Here’s Karim Ani’s take on the same idea:
“We must distinguish between mathematics as a subject to look at and mathematics as a lens to look with. In addition to activities that use an ostensibly “real world” scenario to illustrate some underlying mathematical procedure or concept, we must incorporate ones in which students apply these procedures and concepts to learn something new about the world. It isn’t enough to use foul shots as a context for parabolas and milkshakes as a setup for linear equations. We must also provide students with opportunities … to use parabolas to debate whether baseball stadiums should be standardized and linear functions to analyze the effects of speeding fines on low-income communities.”
The Common Core gives these examples of situations that involve the “creative process” of mathematical modeling:
- Estimating how much water and food is needed for emergency relief in a devastated city of 3 million people, and how it might be distributed.
- Designing the layout of the stalls in a school fair so as to raise as much money as possible.
- Analyzing stopping distance for a car.
- Modeling savings account balance, bacterial colony growth, or investment growth.
- Analyzing risk in situations such as extreme sports, pandemics, and terrorism.
There are more real-world situations like this in the Achieve the Core companion resources. All of the above could be the basis for a project-based learning experience.
The hallmarks of high quality PBL are reflected in this approach to teaching math: authenticity, inquiry, intellectual rigor, student agency, applied learning, creativity, and collaboration. Projects that use mathematical modeling would answer the “why are we learning this?” question. Such projects could focus on issues that are personally meaningful or important to students, from building a musical instrument to financial planning to addressing a social justice issue.
And, to get back to the heart of the matter, imagine how engaging this approach would be for students. It would help make every kid a math kid.
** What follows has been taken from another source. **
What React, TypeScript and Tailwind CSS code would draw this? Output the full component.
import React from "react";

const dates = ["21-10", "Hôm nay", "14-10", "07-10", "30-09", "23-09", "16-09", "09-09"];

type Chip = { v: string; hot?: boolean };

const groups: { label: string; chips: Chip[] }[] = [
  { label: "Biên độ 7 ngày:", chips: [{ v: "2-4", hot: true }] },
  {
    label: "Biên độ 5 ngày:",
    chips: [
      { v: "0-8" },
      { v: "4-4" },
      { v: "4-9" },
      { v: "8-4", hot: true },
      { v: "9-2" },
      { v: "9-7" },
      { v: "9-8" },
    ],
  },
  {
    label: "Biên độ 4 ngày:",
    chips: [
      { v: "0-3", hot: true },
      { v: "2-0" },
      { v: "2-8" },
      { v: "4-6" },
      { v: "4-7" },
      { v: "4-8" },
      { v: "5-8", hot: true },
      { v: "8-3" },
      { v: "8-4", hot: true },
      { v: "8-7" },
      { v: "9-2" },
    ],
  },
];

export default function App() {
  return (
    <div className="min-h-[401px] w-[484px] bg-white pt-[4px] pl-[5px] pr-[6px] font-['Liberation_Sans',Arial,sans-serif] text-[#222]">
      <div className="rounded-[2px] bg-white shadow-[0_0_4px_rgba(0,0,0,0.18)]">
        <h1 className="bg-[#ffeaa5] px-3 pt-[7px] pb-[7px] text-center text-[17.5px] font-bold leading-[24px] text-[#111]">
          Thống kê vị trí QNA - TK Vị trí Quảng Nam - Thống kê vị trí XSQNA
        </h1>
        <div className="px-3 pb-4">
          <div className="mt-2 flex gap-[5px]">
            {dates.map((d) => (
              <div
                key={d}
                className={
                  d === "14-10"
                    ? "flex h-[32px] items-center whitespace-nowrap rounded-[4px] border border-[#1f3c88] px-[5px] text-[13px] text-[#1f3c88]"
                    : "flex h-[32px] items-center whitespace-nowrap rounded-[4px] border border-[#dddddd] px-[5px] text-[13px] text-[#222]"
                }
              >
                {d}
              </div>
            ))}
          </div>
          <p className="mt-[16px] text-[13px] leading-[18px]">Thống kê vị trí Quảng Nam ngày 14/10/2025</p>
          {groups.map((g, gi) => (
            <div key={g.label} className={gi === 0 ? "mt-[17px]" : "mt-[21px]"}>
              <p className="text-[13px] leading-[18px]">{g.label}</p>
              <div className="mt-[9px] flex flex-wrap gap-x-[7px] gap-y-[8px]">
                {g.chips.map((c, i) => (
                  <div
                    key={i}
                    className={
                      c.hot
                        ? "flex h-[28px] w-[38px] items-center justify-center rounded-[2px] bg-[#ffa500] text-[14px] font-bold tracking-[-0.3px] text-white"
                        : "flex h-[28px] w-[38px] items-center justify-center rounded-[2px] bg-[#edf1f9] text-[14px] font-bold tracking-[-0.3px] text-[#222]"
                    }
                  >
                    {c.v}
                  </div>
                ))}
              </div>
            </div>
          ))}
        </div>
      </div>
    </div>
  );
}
There are many complexities and barriers to teaching math with a project-based approach, some of which, like standardized tests, are beyond a teacher’s control. There are legitimate concerns, and lots of questions—too many to get into in this post, so we’ll have to save that for others to come. For now, just imagine the possibilities!
Author: John Larmer
Author Bio: John Larmer is an expert in project-based learning (PBL). He began his career in education as a high school teacher. For 20 years he was a director and editor in chief at the Buck Institute for Education/PBLWorks, and authored several books on PBL for K-12 teachers, including Setting the Standard for Project Based Learning (ASCD 2015). He is now an independent consultant, writer, and editor.